Everybody learned, says Bruce, 34. Salespeople got an idea of how prospects would respond, while Bruce gained insight into how her salespeople looked to clients. "We'll be doing this again," she says.
Similar exercises have long been used in sales training to harden sales recruits to rejection and teach tools for overcoming it. Now new research suggests role-playing is a powerful tool for forecasting outcomes of negotiations, rivals' responses to competitive moves, and resolutions of business conflicts.
According to J. Scott Armstrong, a forecasting expert at the University of Pennsylvania's Wharton business school, "[Role-playing] has the potential to be one of the most valuable techniques ever used in forecasting."
New Zealand forecasting researcher Kesten Green compared the outcomes of six real-world conflicts to forecasts by people using unaided judgment, expert game theorists and a group of role-players. The group of role-players forecast the actual outcomes in 64 percent of the cases. The game theorists had 37 percent accuracy, and unaided judgment was right 28 percent of the time.
Role-playing is most effective when a few players compete for high stakes. For instance, Green's research included negotiations between an employer and a labor union and between a company and its major customers. Another example might be a company forecasting rivals' responses to it entering a new market, Green says.
If you face such a conflict and you'd like to forecast its outcome, start by drafting a one-page description of the situation. Then recruit people to play the roles of key players in the situation. Use people whose backgrounds generally resemble the real-life players, but not anyone who is actually involved.
Run through the exercise numerous times using several teams. Green sometimes used two or more people to jointly decide how a single party would behave in a conflict. Have role-players read the description and assemble them in an environment similar to where the real conflict will occur, such as a boardroom.
The actual role-playing need not take more than an hour. Give role-players a deadline-and prepare for a surprise. Role-players often produce forecasts that, while accurate, weren't considered likely or even plausible. If you don't get what you expected or wanted, Green says, modify the strategy you present to role-players until something works.
Role-playing with sizable teams acting out scenarios several times requires lots of people-Green used more than 100 for each scenario. He paid each role-player only about $11 for the session. But when added up, role-playing isn't much if any less costly than hiring an expert forecaster.

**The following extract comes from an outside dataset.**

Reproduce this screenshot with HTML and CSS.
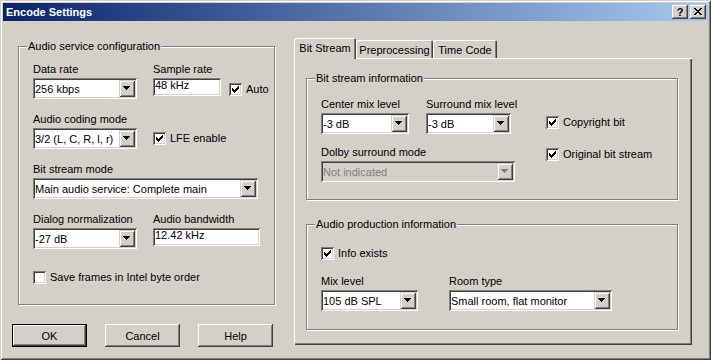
FILE: index.html
```html
<!DOCTYPE html>
<html lang="en">
<head>
    <meta charset="UTF-8">
    <title>Encode Settings</title>
    <link rel="stylesheet" href="styles.css">
</head>
<body>
    <div class="window">
        <div class="titlebar">
            <span class="title">Encode Settings</span>
            <div class="caption-buttons">
                <span class="cap-btn cap-help">?</span>
                <span class="cap-btn"><svg class="cap-x" width="8" height="7" viewBox="0 0 8 7"><path d="M0 0h2v1h-2zM6 0h2v1h-2zM1 1h2v1h-2zM5 1h2v1h-2zM2 2h4v1h-4zM3 3h2v1h-2zM2 4h4v1h-4zM1 5h2v1h-2zM5 5h2v1h-2zM0 6h2v1h-2zM6 6h2v1h-2z"/></svg></span>
            </div>
        </div>

        <div class="client">
            <div class="left-col">
                <div class="group asc">
                    <span class="group-title">Audio service configuration</span>

                    <div class="row">
                        <div class="field">
                            <div class="lbl">Data rate</div>
                            <div class="combo w104"><span class="combo-text">256 kbps</span><span class="drop"><svg width="7" height="4" viewBox="0 0 7 4"><path d="M0 0h7v1h-7zM1 1h5v1h-5zM2 2h3v1h-3zM3 3h1v1h-1z"/></svg></span></div>
                        </div>
                        <div class="field">
                            <div class="lbl">Sample rate</div>
                            <div class="edit w68">48 kHz</div>
                        </div>
                        <div class="check check-auto"><span class="box"><svg width="7" height="7" viewBox="0 0 7 7"><path d="M6 0h1v1h-1zM5 1h2v1h-2zM0 2h1v1h-1zM4 2h3v1h-3zM0 3h2v1h-2zM3 3h3v1h-3zM0 4h5v1h-5zM1 5h3v1h-3zM2 6h1v1h-1z"/></svg></span><span>Auto</span></div>
                    </div>

                    <div class="row">
                        <div class="field">
                            <div class="lbl">Audio coding mode</div>
                            <div class="combo w104"><span class="combo-text">3/2 (L, C, R, l, r)</span><span class="drop"><svg width="7" height="4" viewBox="0 0 7 4"><path d="M0 0h7v1h-7zM1 1h5v1h-5zM2 2h3v1h-3zM3 3h1v1h-1z"/></svg></span></div>
                        </div>
                        <div class="check check-lfe"><span class="box"><svg width="7" height="7" viewBox="0 0 7 7"><path d="M6 0h1v1h-1zM5 1h2v1h-2zM0 2h1v1h-1zM4 2h3v1h-3zM0 3h2v1h-2zM3 3h3v1h-3zM0 4h5v1h-5zM1 5h3v1h-3zM2 6h1v1h-1z"/></svg></span><span>LFE enable</span></div>
                    </div>

                    <div class="row">
                        <div class="field">
                            <div class="lbl">Bit stream mode</div>
                            <div class="combo w225"><span class="combo-text">Main audio service: Complete main</span><span class="drop"><svg width="7" height="4" viewBox="0 0 7 4"><path d="M0 0h7v1h-7zM1 1h5v1h-5zM2 2h3v1h-3zM3 3h1v1h-1z"/></svg></span></div>
                        </div>
                    </div>

                    <div class="row">
                        <div class="field">
                            <div class="lbl">Dialog normalization</div>
                            <div class="combo w104"><span class="combo-text">-27 dB</span><span class="drop"><svg width="7" height="4" viewBox="0 0 7 4"><path d="M0 0h7v1h-7zM1 1h5v1h-5zM2 2h3v1h-3zM3 3h1v1h-1z"/></svg></span></div>
                        </div>
                        <div class="field">
                            <div class="lbl">Audio bandwidth</div>
                            <div class="edit w107">12.42 kHz</div>
                        </div>
                    </div>

                    <div class="check check-save"><span class="box"></span><span>Save frames in Intel byte order</span></div>
                </div>

                <div class="buttons">
                    <div class="btn default">OK</div>
                    <div class="btn">Cancel</div>
                    <div class="btn">Help</div>
                </div>
            </div>

            <div class="right-col">
                <div class="tabs">
                    <div class="tab active t-bit">Bit Stream</div>
                    <div class="tab t-pre">Preprocessing</div>
                    <div class="tab t-time">Time Code</div>
                </div>
                <div class="panel">
                    <div class="group bsi">
                        <span class="group-title">Bit stream information</span>
                        <div class="bs-grid">
                            <div class="field">
                                <div class="lbl">Center mix level</div>
                                <div class="combo w88"><span class="combo-text">-3 dB</span><span class="drop"><svg width="7" height="4" viewBox="0 0 7 4"><path d="M0 0h7v1h-7zM1 1h5v1h-5zM2 2h3v1h-3zM3 3h1v1h-1z"/></svg></span></div>
                            </div>
                            <div class="field">
                                <div class="lbl">Surround mix level</div>
                                <div class="combo w85"><span class="combo-text">-3 dB</span><span class="drop"><svg width="7" height="4" viewBox="0 0 7 4"><path d="M0 0h7v1h-7zM1 1h5v1h-5zM2 2h3v1h-3zM3 3h1v1h-1z"/></svg></span></div>
                            </div>
                            <div class="check check-copy"><span class="box"><svg width="7" height="7" viewBox="0 0 7 7"><path d="M6 0h1v1h-1zM5 1h2v1h-2zM0 2h1v1h-1zM4 2h3v1h-3zM0 3h2v1h-2zM3 3h3v1h-3zM0 4h5v1h-5zM1 5h3v1h-3zM2 6h1v1h-1z"/></svg></span><span>Copyright bit</span></div>

                            <div class="field span2">
                                <div class="lbl">Dolby surround mode</div>
                                <div class="combo w194 disabled"><span class="combo-text">Not indicated</span><span class="drop"><svg width="7" height="4" viewBox="0 0 7 4"><path d="M0 0h7v1h-7zM1 1h5v1h-5zM2 2h3v1h-3zM3 3h1v1h-1z"/></svg></span></div>
                            </div>
                            <div class="check check-orig"><span class="box"><svg width="7" height="7" viewBox="0 0 7 7"><path d="M6 0h1v1h-1zM5 1h2v1h-2zM0 2h1v1h-1zM4 2h3v1h-3zM0 3h2v1h-2zM3 3h3v1h-3zM0 4h5v1h-5zM1 5h3v1h-3zM2 6h1v1h-1z"/></svg></span><span>Original bit stream</span></div>
                        </div>
                    </div>

                    <div class="group api">
                        <span class="group-title">Audio production information</span>
                        <div class="check"><span class="box"><svg width="7" height="7" viewBox="0 0 7 7"><path d="M6 0h1v1h-1zM5 1h2v1h-2zM0 2h1v1h-1zM4 2h3v1h-3zM0 3h2v1h-2zM3 3h3v1h-3zM0 4h5v1h-5zM1 5h3v1h-3zM2 6h1v1h-1z"/></svg></span><span>Info exists</span></div>
                        <div class="row api-row">
                            <div class="field">
                                <div class="lbl">Mix level</div>
                                <div class="combo w97"><span class="combo-text">105 dB SPL</span><span class="drop"><svg width="7" height="4" viewBox="0 0 7 4"><path d="M0 0h7v1h-7zM1 1h5v1h-5zM2 2h3v1h-3zM3 3h1v1h-1z"/></svg></span></div>
                            </div>
                            <div class="field room">
                                <div class="lbl">Room type</div>
                                <div class="combo w163"><span class="combo-text">Small room, flat monitor</span><span class="drop"><svg width="7" height="4" viewBox="0 0 7 4"><path d="M0 0h7v1h-7zM1 1h5v1h-5zM2 2h3v1h-3zM3 3h1v1h-1z"/></svg></span></div>
                            </div>
                        </div>
                    </div>
                </div>
            </div>
        </div>
    </div>
</body>
</html>
```

FILE: styles.css
```css
* {
    box-sizing: border-box;
}
body {
    margin: 0;
    font-family: "Liberation Sans", Arial, sans-serif;
    font-size: 11px;
    color: #000;
    background: #d4d0c8;
}
.window {
    width: 711px;
    height: 360px;
    padding: 3px;
    background: #d4d0c8;
    box-shadow: inset 1px 1px #d4d0c8, inset -1px -1px #404040, inset 2px 2px #fff, inset -2px -2px #808080;
}

/* title bar */
.titlebar {
    display: flex;
    align-items: center;
    height: 18px;
    padding: 0 2px 0 3px;
    background: linear-gradient(to right, #0a246a, #a6caf0);
    color: #fff;
}
.title {
    font-weight: bold;
    line-height: 13px;
}
.caption-buttons {
    display: flex;
    gap: 2px;
    margin-left: auto;
}
.cap-btn {
    display: block;
    width: 16px;
    height: 14px;
    background: #d4d0c8;
    color: #000;
    box-shadow: inset -1px -1px #404040, inset 1px 1px #fff, inset -2px -2px #808080;
}
.cap-help {
    font-weight: bold;
    text-align: center;
    line-height: 14px;
}
.cap-x {
    display: block;
    margin: 3px 0 0 4px;
}

/* layout */
.client {
    display: flex;
    padding-top: 17px;
}
.left-col {
    padding: 8px 0 0 9px;
}
.right-col {
    margin-left: 19px;
    width: 398px;
}

/* group boxes */
.group {
    position: relative;
    border: 1px solid #808080;
    box-shadow: inset 1px 1px #fff, 1px 1px #fff;
}
.group-title {
    position: absolute;
    top: -7px;
    left: 8px;
    padding: 0 1px;
    line-height: 13px;
    background: #d4d0c8;
    white-space: nowrap;
}
.asc {
    margin-left: 6px;
    width: 257px;
    height: 259px;
    padding: 16px 0 0 14px;
}
.row {
    display: flex;
    align-items: flex-start;
    margin-bottom: 14px;
}
.field + .field {
    margin-left: 16px;
}
.lbl {
    line-height: 13px;
    margin-bottom: 2px;
    white-space: nowrap;
}

/* combo boxes and edits */
.combo {
    display: flex;
    height: 21px;
    padding: 2px;
    background: #fff;
    box-shadow: inset 1px 1px #808080, inset -1px -1px #fff, inset 2px 2px #404040, inset -2px -2px #d4d0c8;
}
.combo-text {
    flex: 1;
    padding-top: 2px;
    line-height: 15px;
    white-space: nowrap;
    overflow: hidden;
}
.drop {
    display: block;
    width: 16px;
    height: 17px;
    background: #d4d0c8;
    box-shadow: inset 1px 1px #d4d0c8, inset -1px -1px #404040, inset 2px 2px #fff, inset -2px -2px #808080;
}
.drop svg {
    display: block;
    margin: 6px 0 0 4px;
}
.combo.disabled {
    background: #d4d0c8;
    color: #808080;
}
.combo.disabled .drop svg {
    fill: #808080;
}
.edit {
    height: 18px;
    padding: 1px 2px 0;
    line-height: 13px;
    background: #fff;
    white-space: nowrap;
    box-shadow: inset 1px 1px #808080, inset -1px -1px #fff, inset 2px 2px #404040, inset -2px -2px #d4d0c8;
}
.w68 { width: 68px; }
.w85 { width: 85px; }
.w88 { width: 88px; }
.w97 { width: 97px; }
.w104 { width: 104px; }
.w107 { width: 107px; }
.w163 { width: 163px; }
.w194 { width: 194px; }
.w225 { width: 225px; }

/* check boxes */
.check {
    display: flex;
    align-items: center;
    line-height: 13px;
    white-space: nowrap;
}
.box {
    display: block;
    width: 13px;
    height: 13px;
    margin-right: 4px;
    background: #fff;
    box-shadow: inset 1px 1px #808080, inset -1px -1px #fff, inset 2px 2px #404040, inset -2px -2px #d4d0c8;
}
.box svg {
    display: block;
    margin: 3px 0 0 3px;
}
.check-auto {
    align-self: flex-end;
    margin: 0 0 3px 8px;
}
.check-lfe {
    align-self: flex-end;
    margin: 0 0 4px 16px;
}
.check-save {
    margin-top: 22px;
}

/* dialog buttons */
.buttons {
    display: flex;
    gap: 18px;
    margin-top: 19px;
}
.btn {
    display: flex;
    align-items: center;
    justify-content: center;
    width: 75px;
    height: 23px;
    background: #d4d0c8;
    box-shadow: inset -1px -1px #404040, inset 1px 1px #fff, inset -2px -2px #808080, inset 2px 2px #d4d0c8;
}
.btn.default {
    border: 1px solid #000;
}

/* tabs */
.tabs {
    display: flex;
    align-items: flex-end;
    height: 20px;
}
.tab {
    height: 18px;
    padding-top: 4px;
    line-height: 13px;
    text-align: center;
    white-space: nowrap;
    border-radius: 2px 2px 0 0;
    box-shadow: inset 1px 1px #fff, inset -1px 0 #404040, inset -2px 0 #808080;
}
.tab.active {
    position: relative;
    z-index: 1;
    height: 21px;
    margin-bottom: -1px;
    background: #d4d0c8;
}
.t-bit { width: 62px; }
.t-pre { width: 77px; }
.t-time { width: 64px; }
.panel {
    height: 287px;
    padding: 20px 0 0 12px;
    box-shadow: inset 1px 1px #fff, inset -1px -1px #404040, inset -2px -2px #808080;
}
.bsi {
    width: 372px;
    height: 122px;
    padding: 19px 0 0 14px;
}
.bs-grid {
    display: grid;
    grid-template-columns: 105px 120px auto;
    row-gap: 12px;
}
.span2 {
    grid-column: 1 / span 2;
}
.bs-grid .field + .field {
    margin-left: 0;
}
.check-copy {
    align-self: end;
    margin-bottom: 5px;
}
.check-orig {
    align-self: start;
    margin-top: 2px;
}
.api {
    width: 372px;
    height: 106px;
    margin-top: 24px;
    padding: 22px 0 0 14px;
}
.api-row {
    margin-top: 15px;
}
.field.room {
    margin-left: 31px;
}
```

Also, if your description is inaccurate or biases participants, it may lead to a poor forecast.
Despite its costs and risks, however, role-playing demonstrates such a significant advantage over unaided judgment, expert advice and random chance, that it probably should be used more often in high-stakes situations. "The evidence we've put together is compelling," Green says. "And it shows huge improvements in accuracy over the methods people are currently using."